_What this task involves_
For each line of the data below that holds "React", copy the line.

_Supplied information_
· · · · ·

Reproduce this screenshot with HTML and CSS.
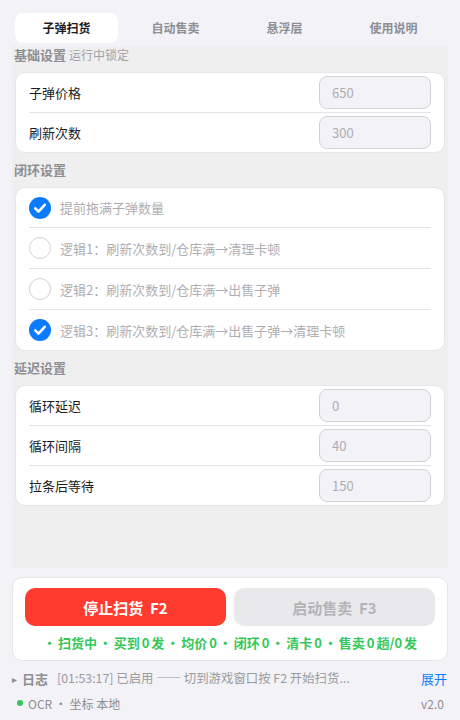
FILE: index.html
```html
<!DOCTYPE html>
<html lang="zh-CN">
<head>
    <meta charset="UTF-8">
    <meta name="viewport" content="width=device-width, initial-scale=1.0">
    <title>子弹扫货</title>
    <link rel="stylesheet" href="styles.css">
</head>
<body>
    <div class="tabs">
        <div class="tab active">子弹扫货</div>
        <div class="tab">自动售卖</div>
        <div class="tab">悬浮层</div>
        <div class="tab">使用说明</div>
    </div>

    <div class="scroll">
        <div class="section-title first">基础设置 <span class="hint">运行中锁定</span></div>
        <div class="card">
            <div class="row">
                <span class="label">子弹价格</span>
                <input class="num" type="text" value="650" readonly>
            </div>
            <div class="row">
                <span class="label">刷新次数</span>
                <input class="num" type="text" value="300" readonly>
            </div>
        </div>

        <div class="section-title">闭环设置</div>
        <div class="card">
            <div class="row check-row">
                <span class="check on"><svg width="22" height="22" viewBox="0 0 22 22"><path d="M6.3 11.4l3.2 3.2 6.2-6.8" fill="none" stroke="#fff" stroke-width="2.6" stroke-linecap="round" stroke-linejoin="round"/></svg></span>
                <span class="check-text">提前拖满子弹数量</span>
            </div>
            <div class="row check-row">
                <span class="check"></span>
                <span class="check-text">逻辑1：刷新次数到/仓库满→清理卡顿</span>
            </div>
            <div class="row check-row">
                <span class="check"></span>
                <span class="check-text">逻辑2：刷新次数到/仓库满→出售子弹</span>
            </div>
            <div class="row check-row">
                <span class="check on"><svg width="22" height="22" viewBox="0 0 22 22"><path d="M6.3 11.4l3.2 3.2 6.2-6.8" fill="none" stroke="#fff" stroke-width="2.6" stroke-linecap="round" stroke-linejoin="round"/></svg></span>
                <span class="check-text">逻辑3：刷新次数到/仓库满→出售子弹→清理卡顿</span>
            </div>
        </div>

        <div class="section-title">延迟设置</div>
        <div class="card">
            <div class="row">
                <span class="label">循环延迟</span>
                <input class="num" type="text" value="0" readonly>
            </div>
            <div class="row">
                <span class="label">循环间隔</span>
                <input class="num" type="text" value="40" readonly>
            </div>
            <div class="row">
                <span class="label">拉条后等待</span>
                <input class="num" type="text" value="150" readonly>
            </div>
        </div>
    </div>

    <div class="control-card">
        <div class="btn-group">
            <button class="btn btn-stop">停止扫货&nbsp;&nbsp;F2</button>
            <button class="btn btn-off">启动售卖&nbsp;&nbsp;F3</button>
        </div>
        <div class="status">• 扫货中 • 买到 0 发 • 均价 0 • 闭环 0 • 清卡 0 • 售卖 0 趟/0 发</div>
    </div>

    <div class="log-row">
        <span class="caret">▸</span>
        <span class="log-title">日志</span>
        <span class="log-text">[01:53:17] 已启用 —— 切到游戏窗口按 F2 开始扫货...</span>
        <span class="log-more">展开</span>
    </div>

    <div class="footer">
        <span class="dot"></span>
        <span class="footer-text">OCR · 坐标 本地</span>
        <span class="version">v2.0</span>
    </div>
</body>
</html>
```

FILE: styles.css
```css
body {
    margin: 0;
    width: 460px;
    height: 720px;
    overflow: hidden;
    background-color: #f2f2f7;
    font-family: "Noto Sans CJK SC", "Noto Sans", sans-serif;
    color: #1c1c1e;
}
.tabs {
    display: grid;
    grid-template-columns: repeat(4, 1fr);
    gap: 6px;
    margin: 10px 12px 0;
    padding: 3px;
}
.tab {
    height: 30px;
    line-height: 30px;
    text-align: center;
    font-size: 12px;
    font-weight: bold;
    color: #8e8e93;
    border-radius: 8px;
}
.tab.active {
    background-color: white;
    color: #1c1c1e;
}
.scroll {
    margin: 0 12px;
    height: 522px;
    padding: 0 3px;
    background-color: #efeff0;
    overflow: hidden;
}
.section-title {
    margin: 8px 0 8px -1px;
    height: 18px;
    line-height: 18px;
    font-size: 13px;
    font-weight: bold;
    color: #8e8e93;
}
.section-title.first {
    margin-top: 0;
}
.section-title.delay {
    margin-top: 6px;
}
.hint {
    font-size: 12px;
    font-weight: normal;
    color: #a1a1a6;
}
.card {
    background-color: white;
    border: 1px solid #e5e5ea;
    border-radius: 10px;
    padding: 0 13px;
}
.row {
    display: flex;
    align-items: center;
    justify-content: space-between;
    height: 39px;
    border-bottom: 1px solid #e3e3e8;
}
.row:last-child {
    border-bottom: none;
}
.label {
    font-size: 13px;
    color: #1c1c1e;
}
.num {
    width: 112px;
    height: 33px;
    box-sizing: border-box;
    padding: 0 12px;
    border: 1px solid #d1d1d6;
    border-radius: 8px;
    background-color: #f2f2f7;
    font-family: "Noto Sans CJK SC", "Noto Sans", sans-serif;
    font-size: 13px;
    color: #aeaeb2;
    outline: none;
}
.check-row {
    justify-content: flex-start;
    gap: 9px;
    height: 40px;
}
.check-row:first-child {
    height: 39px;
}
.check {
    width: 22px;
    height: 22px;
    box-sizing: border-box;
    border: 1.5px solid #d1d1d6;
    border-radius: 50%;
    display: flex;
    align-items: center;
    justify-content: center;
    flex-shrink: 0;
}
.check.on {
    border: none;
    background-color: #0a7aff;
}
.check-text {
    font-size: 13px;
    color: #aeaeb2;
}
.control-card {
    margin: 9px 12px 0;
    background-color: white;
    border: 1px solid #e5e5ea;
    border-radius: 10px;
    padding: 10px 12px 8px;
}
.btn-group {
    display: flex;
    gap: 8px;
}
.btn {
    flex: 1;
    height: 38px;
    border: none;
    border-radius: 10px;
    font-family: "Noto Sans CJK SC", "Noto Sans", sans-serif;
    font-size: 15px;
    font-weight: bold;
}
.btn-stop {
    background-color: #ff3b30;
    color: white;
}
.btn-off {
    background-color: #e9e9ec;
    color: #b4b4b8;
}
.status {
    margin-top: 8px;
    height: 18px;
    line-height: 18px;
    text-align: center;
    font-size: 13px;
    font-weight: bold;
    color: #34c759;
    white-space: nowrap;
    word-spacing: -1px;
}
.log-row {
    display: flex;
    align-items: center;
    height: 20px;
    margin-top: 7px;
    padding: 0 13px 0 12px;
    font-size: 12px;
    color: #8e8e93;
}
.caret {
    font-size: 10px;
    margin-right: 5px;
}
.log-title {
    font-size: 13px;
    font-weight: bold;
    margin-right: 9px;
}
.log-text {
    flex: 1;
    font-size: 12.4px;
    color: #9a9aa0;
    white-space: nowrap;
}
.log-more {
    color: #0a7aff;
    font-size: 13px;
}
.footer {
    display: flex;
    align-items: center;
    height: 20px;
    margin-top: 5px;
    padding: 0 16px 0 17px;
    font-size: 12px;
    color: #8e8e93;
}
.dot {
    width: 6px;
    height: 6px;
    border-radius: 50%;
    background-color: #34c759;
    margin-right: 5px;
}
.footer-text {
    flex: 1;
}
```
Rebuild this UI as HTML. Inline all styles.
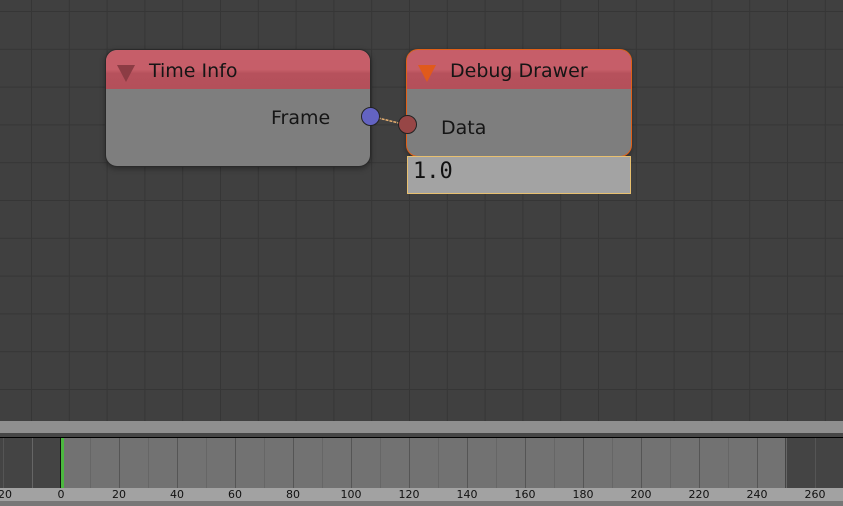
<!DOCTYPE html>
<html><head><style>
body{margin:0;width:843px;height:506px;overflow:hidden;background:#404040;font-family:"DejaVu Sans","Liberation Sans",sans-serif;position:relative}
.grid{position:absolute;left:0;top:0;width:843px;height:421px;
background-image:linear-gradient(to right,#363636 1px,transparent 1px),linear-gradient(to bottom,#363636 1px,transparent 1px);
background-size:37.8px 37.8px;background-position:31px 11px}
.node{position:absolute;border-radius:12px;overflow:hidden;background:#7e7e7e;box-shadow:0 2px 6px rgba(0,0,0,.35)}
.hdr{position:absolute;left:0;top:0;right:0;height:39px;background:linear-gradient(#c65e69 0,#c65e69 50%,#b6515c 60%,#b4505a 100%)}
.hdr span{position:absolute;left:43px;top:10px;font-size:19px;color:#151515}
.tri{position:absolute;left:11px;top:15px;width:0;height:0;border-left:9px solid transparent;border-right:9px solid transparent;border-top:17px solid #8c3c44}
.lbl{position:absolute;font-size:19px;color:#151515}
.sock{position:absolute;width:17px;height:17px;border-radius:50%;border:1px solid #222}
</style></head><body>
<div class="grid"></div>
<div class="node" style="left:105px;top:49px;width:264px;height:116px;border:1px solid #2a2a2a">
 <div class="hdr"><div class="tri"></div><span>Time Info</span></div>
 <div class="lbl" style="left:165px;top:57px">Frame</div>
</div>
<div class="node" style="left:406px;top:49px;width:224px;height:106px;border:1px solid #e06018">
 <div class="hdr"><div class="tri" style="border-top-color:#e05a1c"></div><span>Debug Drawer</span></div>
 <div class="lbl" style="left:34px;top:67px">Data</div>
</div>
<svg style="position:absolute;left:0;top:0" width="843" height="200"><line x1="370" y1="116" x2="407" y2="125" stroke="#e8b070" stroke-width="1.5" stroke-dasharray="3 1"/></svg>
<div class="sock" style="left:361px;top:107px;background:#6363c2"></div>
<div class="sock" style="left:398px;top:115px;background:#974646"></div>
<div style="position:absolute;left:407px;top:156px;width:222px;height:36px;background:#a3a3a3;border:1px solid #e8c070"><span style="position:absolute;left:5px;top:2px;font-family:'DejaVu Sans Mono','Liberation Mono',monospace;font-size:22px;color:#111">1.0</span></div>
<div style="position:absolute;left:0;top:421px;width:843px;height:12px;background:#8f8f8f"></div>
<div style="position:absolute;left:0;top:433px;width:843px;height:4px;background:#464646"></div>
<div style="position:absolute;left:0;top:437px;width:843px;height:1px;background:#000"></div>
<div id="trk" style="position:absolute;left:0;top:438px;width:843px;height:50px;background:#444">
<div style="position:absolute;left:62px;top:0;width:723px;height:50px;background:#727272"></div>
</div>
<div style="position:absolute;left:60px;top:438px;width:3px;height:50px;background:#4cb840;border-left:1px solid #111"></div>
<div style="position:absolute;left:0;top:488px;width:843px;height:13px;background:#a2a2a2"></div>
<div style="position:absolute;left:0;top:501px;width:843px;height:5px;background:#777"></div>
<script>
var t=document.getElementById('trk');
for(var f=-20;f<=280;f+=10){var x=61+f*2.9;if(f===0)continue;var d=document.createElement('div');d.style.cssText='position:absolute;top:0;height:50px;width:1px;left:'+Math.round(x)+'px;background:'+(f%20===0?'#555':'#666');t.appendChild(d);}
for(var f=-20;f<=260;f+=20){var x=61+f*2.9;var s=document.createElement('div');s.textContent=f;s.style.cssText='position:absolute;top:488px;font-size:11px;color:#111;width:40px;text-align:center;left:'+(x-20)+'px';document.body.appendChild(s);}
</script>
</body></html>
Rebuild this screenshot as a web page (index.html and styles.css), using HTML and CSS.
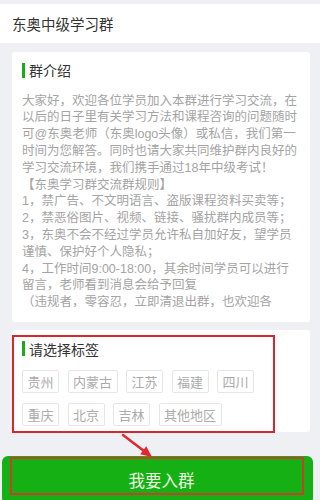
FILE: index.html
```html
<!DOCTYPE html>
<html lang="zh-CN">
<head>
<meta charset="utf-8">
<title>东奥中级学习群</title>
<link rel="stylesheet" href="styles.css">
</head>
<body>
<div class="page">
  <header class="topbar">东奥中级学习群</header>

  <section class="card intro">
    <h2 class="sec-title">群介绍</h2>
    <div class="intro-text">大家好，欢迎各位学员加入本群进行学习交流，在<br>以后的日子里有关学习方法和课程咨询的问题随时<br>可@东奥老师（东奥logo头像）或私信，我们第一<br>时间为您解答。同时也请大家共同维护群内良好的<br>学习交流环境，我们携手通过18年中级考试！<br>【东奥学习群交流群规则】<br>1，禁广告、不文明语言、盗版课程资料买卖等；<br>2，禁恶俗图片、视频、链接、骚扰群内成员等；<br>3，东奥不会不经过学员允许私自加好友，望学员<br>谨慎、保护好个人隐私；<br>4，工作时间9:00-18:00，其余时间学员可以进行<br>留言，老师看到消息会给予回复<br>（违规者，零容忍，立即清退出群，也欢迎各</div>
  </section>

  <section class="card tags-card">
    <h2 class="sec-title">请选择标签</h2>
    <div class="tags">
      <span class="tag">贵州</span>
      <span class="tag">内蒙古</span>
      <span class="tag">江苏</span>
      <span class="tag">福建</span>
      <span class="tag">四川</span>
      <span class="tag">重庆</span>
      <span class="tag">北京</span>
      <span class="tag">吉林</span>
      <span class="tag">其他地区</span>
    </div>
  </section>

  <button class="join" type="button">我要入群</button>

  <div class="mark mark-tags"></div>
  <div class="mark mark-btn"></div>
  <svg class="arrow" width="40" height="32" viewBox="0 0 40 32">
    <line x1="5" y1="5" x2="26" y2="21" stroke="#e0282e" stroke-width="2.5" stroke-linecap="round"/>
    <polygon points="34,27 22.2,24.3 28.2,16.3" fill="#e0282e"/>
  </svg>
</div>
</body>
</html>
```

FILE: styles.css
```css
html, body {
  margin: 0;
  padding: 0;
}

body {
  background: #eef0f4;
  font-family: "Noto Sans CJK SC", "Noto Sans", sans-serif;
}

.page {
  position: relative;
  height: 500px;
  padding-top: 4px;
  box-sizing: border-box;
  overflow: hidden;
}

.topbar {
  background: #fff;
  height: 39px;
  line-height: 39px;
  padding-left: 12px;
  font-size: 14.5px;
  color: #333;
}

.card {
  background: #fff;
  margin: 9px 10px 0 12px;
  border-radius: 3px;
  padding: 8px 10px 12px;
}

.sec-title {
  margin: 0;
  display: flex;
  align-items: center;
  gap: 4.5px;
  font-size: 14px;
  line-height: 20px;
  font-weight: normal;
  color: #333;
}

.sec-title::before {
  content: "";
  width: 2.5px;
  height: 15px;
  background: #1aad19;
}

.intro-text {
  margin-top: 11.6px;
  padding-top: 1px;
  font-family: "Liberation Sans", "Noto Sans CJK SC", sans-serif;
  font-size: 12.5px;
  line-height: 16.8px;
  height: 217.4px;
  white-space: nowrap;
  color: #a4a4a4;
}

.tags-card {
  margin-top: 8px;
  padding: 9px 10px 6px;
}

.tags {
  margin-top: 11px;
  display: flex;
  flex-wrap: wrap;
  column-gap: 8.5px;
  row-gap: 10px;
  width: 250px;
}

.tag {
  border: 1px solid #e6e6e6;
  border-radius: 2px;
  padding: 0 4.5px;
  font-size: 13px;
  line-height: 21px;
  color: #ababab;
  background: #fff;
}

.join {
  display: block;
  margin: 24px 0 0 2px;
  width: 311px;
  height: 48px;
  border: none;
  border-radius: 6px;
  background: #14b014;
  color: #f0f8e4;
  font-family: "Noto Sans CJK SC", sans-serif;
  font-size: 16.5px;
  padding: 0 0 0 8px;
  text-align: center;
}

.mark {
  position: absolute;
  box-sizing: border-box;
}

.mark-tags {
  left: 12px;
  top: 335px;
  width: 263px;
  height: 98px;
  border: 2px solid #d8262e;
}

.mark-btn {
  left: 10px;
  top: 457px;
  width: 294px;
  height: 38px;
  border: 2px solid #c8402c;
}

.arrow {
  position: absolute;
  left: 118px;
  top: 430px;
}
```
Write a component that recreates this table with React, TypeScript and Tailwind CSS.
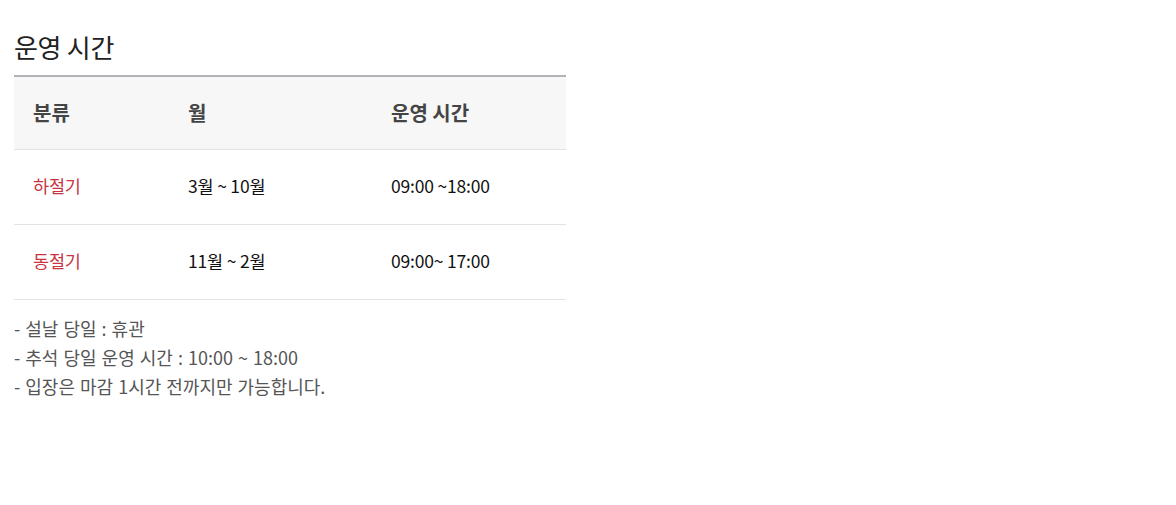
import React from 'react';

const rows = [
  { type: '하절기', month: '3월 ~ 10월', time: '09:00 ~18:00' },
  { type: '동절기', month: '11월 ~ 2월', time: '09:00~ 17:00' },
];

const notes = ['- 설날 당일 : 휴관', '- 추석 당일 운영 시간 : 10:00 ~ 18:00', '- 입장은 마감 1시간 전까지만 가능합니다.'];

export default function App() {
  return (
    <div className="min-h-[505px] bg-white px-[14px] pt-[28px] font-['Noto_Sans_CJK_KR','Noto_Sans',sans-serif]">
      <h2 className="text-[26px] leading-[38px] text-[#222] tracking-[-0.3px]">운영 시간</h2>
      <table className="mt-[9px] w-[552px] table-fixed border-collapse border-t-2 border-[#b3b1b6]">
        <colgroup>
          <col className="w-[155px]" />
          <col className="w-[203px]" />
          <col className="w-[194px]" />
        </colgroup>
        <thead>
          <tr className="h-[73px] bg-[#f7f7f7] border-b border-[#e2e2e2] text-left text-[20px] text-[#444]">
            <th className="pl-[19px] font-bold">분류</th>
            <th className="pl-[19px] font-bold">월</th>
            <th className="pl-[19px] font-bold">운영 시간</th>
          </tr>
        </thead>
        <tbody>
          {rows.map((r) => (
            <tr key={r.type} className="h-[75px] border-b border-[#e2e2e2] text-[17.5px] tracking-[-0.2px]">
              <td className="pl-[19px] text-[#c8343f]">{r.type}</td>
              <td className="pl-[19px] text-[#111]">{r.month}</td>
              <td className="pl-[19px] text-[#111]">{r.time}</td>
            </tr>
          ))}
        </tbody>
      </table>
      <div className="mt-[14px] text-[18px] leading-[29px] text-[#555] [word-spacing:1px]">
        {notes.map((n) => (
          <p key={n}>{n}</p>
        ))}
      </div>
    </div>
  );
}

· · · · ·

_Task result_
Write a component that recreates this table with React, TypeScript and Tailwind CSS.
import React from 'react';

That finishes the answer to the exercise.